---------- Data entries

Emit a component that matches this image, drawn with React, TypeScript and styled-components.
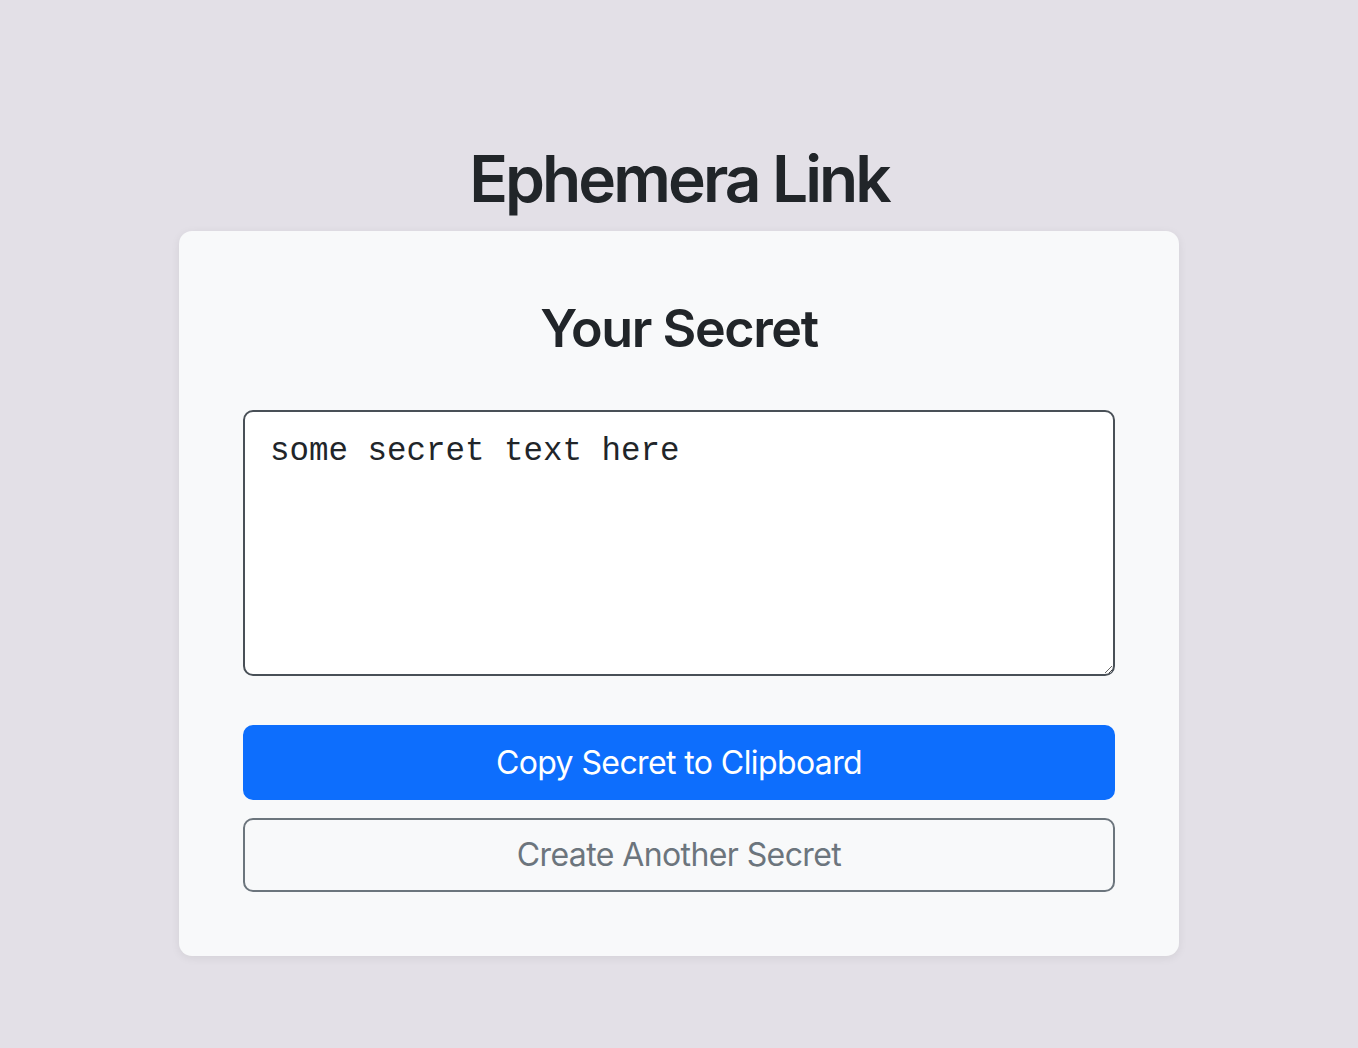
import React from "react";
import styled, { createGlobalStyle } from "styled-components";

const Global = createGlobalStyle`
  html, body { margin: 0; padding: 0; }
  body {
    background: #e3e0e7;
    font-family: Inter, "Noto Sans", "Liberation Sans", sans-serif;
    color: #212529;
    min-height: 1048px;
  }
  * { box-sizing: border-box; }
`;

const Page = styled.main`
  display: flex;
  flex-direction: column;
  align-items: center;
  padding-top: 140px;
`;

const Title = styled.h1`
  margin: 0 0 13px;
  font-size: 64px;
  font-weight: 600;
  line-height: 78px;
  letter-spacing: -2.9px;
`;

const Card = styled.section`
  width: 1000px;
  background: #f8f9fa;
  border-radius: 13px;
  box-shadow: 0 2px 10px rgba(0, 0, 0, 0.07);
  padding: 67px 64px 64px;
  display: flex;
  flex-direction: column;
`;

const Heading = styled.h2`
  margin: 0 0 50px;
  text-align: center;
  font-size: 52px;
  font-weight: 600;
  line-height: 62px;
  letter-spacing: -1.4px;
`;

const SecretBox = styled.textarea`
  display: block;
  width: 100%;
  height: 266px;
  margin: 0 0 49px;
  padding: 16px 25px 13px;
  border: 2px solid #495057;
  border-radius: 10px;
  background: #fff;
  color: #212529;
  font-family: "Liberation Mono", "DejaVu Sans Mono", monospace;
  font-size: 32.5px;
  line-height: 48px;
  resize: vertical;
  outline: none;
`;

const Button = styled.button<{ $variant: "primary" | "outline" }>`
  display: block;
  width: 100%;
  height: ${(p) => (p.$variant === "primary" ? "75px" : "74px")};
  border-radius: 10px;
  font-family: Inter, "Noto Sans", "Liberation Sans", sans-serif;
  font-size: 32px;
  font-weight: 400;
  line-height: 48px;
  letter-spacing: -0.6px;
  cursor: pointer;
  border: 2px solid ${(p) => (p.$variant === "primary" ? "#0d6efd" : "#6c757d")};
  background: ${(p) => (p.$variant === "primary" ? "#0d6efd" : "transparent")};
  color: ${(p) => (p.$variant === "primary" ? "#ffffff" : "#6c757d")};
  & + & { margin-top: 18px; }
`;

export default function App() {
  return (
    <>
      <Global />
      <Page>
        <Title>Ephemera Link</Title>
        <Card>
          <Heading>Your Secret</Heading>
          <SecretBox readOnly defaultValue="some secret text here" />
          <Button $variant="primary">Copy Secret to Clipboard</Button>
          <Button $variant="outline">Create Another Secret</Button>
        </Card>
      </Page>
    </>
  );
}
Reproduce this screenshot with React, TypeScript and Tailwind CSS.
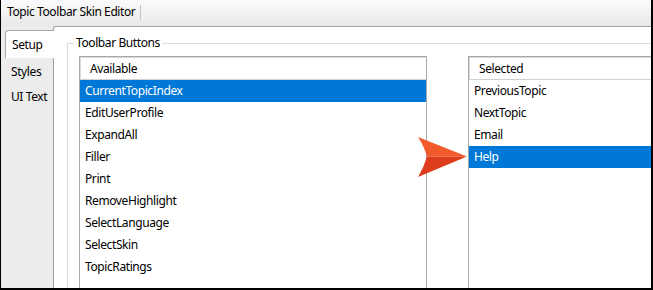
const available = [
  "CurrentTopicIndex",
  "EditUserProfile",
  "ExpandAll",
  "Filler",
  "Print",
  "RemoveHighlight",
  "SelectLanguage",
  "SelectSkin",
  "TopicRatings",
];

const selected = ["PreviousTopic", "NextTopic", "Email", "Help"];

function ListBox({
  title,
  items,
  active,
  className,
}: {
  title: string;
  items: string[];
  active: string;
  className: string;
}) {
  return (
    <div className={`flex flex-col border border-[#a8a8a8] bg-white ${className}`}>
      {/* header */}
      <div className="h-[23px] flex items-center pl-[9px] border-t border-l border-[#dadada] border-b border-b-[#d0d0d0]">
        {title}
      </div>
      {items.map((item) => (
        <div
          key={item}
          className={
            item === active
              ? "h-[22px] flex items-center pl-[5px] bg-[#0078d7] text-white"
              : "h-[22px] flex items-center pl-[5px] text-black"
          }
        >
          {item}
        </div>
      ))}
    </div>
  );
}

export default function App() {
  return (
    <div className="relative w-[653px] h-[290px] overflow-hidden flex flex-col bg-[#ececec] border-l border-r-2 border-b-2 border-black text-[12px] tracking-[-0.4px] text-black font-['Noto_Sans',sans-serif]">
      {/* title bar */}
      <div className="h-[26px] shrink-0 flex items-center pl-[6px] pb-[2px] bg-gradient-to-b from-[#fbfbfb] to-[#e8e8e8]">
        <span>Topic Toolbar Skin Editor</span>
        <span className="ml-[5px] h-[15px] border-l border-[#c4c4c4]" />
      </div>

      <div className="flex flex-1 min-h-0">
        {/* tabs */}
        <div className="w-[52px] shrink-0 flex flex-col pt-[4px]">
          <div className="relative z-10 ml-[4px] w-[49px] h-[28px] flex items-center pl-[6px] bg-white border-t border-l border-[#a8a8a8] rounded-tl-[4px]">
            Setup
          </div>
          <div className="h-[28px] flex items-center pl-[10px]">Styles</div>
          <div className="h-[22px] flex items-center pl-[10px]">UI Text</div>
        </div>

        {/* content panel */}
        <div className="flex-1 min-w-0 bg-white border-l border-t border-[#a0a0a0] rounded-tl-[3px] pl-[13px] pt-[16px]">
          <div className="relative h-full border-l border-t border-[#dcdcdc] pl-[11px] pt-[12px]">
            <span className="absolute left-[6px] top-[-9px] h-[16px] px-[2px] flex items-center bg-white">
              Toolbar Buttons
            </span>
            <div className="flex gap-[41px] h-[300px]">
              <ListBox title="Available" items={available} active="CurrentTopicIndex" className="w-[348px] shrink-0" />
              <ListBox title="Selected" items={selected} active="Help" className="w-[200px] shrink-0" />
            </div>
          </div>
        </div>
      </div>

      {/* callout arrow */}
      <svg className="absolute left-[414px] top-[135px]" width="54" height="45" viewBox="0 0 54 45">
        <path d="M3 2 L52 21.5 L12 21.5 Q9 11 3 2 Z" fill="#f15a2a" />
        <path d="M12 21.5 L52 21.5 L3 42 Q9 32 12 21.5 Z" fill="#dd3d1c" />
      </svg>
    </div>
  );
}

--------------------

#### Set exercise:
Every record above should be written out again without change, except that the pictures are left out.

#### Expected answer:
Emit a component that matches this image, drawn with React, TypeScript and styled-components.
import React from "react";
import styled, { createGlobalStyle } from "styled-components";

const Global = createGlobalStyle`
  html, body { margin: 0; padding: 0; }
  body {
    background: #e3e0e7;
    font-family: Inter, "Noto Sans", "Liberation Sans", sans-serif;
    color: #212529;
    min-height: 1048px;
  }
  * { box-sizing: border-box; }
`;

const Page = styled.main`
  display: flex;
  flex-direction: column;
  align-items: center;
  padding-top: 140px;
`;

const Title = styled.h1`
  margin: 0 0 13px;
  font-size: 64px;
  font-weight: 600;
  line-height: 78px;
  letter-spacing: -2.9px;
`;

const Card = styled.section`
  width: 1000px;
  background: #f8f9fa;
  border-radius: 13px;
  box-shadow: 0 2px 10px rgba(0, 0, 0, 0.07);
  padding: 67px 64px 64px;
  display: flex;
  flex-direction: column;
`;

const Heading = styled.h2`
  margin: 0 0 50px;
  text-align: center;
  font-size: 52px;
  font-weight: 600;
  line-height: 62px;
  letter-spacing: -1.4px;
`;

const SecretBox = styled.textarea`
  display: block;
  width: 100%;
  height: 266px;
  margin: 0 0 49px;
  padding: 16px 25px 13px;
  border: 2px solid #495057;
  border-radius: 10px;
  background: #fff;
  color: #212529;
  font-family: "Liberation Mono", "DejaVu Sans Mono", monospace;
  font-size: 32.5px;
  line-height: 48px;
  resize: vertical;
  outline: none;
`;

const Button = styled.button<{ $variant: "primary" | "outline" }>`
  display: block;
  width: 100%;
  height: ${(p) => (p.$variant === "primary" ? "75px" : "74px")};
  border-radius: 10px;
  font-family: Inter, "Noto Sans", "Liberation Sans", sans-serif;
  font-size: 32px;
  font-weight: 400;
  line-height: 48px;
  letter-spacing: -0.6px;
  cursor: pointer;
  border: 2px solid ${(p) => (p.$variant === "primary" ? "#0d6efd" : "#6c757d")};
  background: ${(p) => (p.$variant === "primary" ? "#0d6efd" : "transparent")};
  color: ${(p) => (p.$variant === "primary" ? "#ffffff" : "#6c757d")};
  & + & { margin-top: 18px; }
`;

export default function App() {
  return (
    <>
      <Global />
      <Page>
        <Title>Ephemera Link</Title>
        <Card>
          <Heading>Your Secret</Heading>
          <SecretBox readOnly defaultValue="some secret text here" />
          <Button $variant="primary">Copy Secret to Clipboard</Button>
          <Button $variant="outline">Create Another Secret</Button>
        </Card>
      </Page>
    </>
  );
}
Reproduce this screenshot with React, TypeScript and Tailwind CSS.
const available = [
  "CurrentTopicIndex",
  "EditUserProfile",
  "ExpandAll",
  "Filler",
  "Print",
  "RemoveHighlight",
  "SelectLanguage",
  "SelectSkin",
  "TopicRatings",
];

const selected = ["PreviousTopic", "NextTopic", "Email", "Help"];

function ListBox({
  title,
  items,
  active,
  className,
}: {
  title: string;
  items: string[];
  active: string;
  className: string;
}) {
  return (
    <div className={`flex flex-col border border-[#a8a8a8] bg-white ${className}`}>
      {/* header */}
      <div className="h-[23px] flex items-center pl-[9px] border-t border-l border-[#dadada] border-b border-b-[#d0d0d0]">
        {title}
      </div>
      {items.map((item) => (
        <div
          key={item}
          className={
            item === active
              ? "h-[22px] flex items-center pl-[5px] bg-[#0078d7] text-white"
              : "h-[22px] flex items-center pl-[5px] text-black"
          }
        >
          {item}
        </div>
      ))}
    </div>
  );
}

export default function App() {
  return (
    <div className="relative w-[653px] h-[290px] overflow-hidden flex flex-col bg-[#ececec] border-l border-r-2 border-b-2 border-black text-[12px] tracking-[-0.4px] text-black font-['Noto_Sans',sans-serif]">
      {/* title bar */}
      <div className="h-[26px] shrink-0 flex items-center pl-[6px] pb-[2px] bg-gradient-to-b from-[#fbfbfb] to-[#e8e8e8]">
        <span>Topic Toolbar Skin Editor</span>
        <span className="ml-[5px] h-[15px] border-l border-[#c4c4c4]" />
      </div>

      <div className="flex flex-1 min-h-0">
        {/* tabs */}
        <div className="w-[52px] shrink-0 flex flex-col pt-[4px]">
          <div className="relative z-10 ml-[4px] w-[49px] h-[28px] flex items-center pl-[6px] bg-white border-t border-l border-[#a8a8a8] rounded-tl-[4px]">
            Setup
          </div>
          <div className="h-[28px] flex items-center pl-[10px]">Styles</div>
          <div className="h-[22px] flex items-center pl-[10px]">UI Text</div>
        </div>

        {/* content panel */}
        <div className="flex-1 min-w-0 bg-white border-l border-t border-[#a0a0a0] rounded-tl-[3px] pl-[13px] pt-[16px]">
          <div className="relative h-full border-l border-t border-[#dcdcdc] pl-[11px] pt-[12px]">
            <span className="absolute left-[6px] top-[-9px] h-[16px] px-[2px] flex items-center bg-white">
              Toolbar Buttons
            </span>
            <div className="flex gap-[41px] h-[300px]">
              <ListBox title="Available" items={available} active="CurrentTopicIndex" className="w-[348px] shrink-0" />
              <ListBox title="Selected" items={selected} active="Help" className="w-[200px] shrink-0" />
            </div>
          </div>
        </div>
      </div>

      {/* callout arrow */}
      <svg className="absolute left-[414px] top-[135px]" width="54" height="45" viewBox="0 0 54 45">
        <path d="M3 2 L52 21.5 L12 21.5 Q9 11 3 2 Z" fill="#f15a2a" />
        <path d="M12 21.5 L52 21.5 L3 42 Q9 32 12 21.5 Z" fill="#dd3d1c" />
      </svg>
    </div>
  );
}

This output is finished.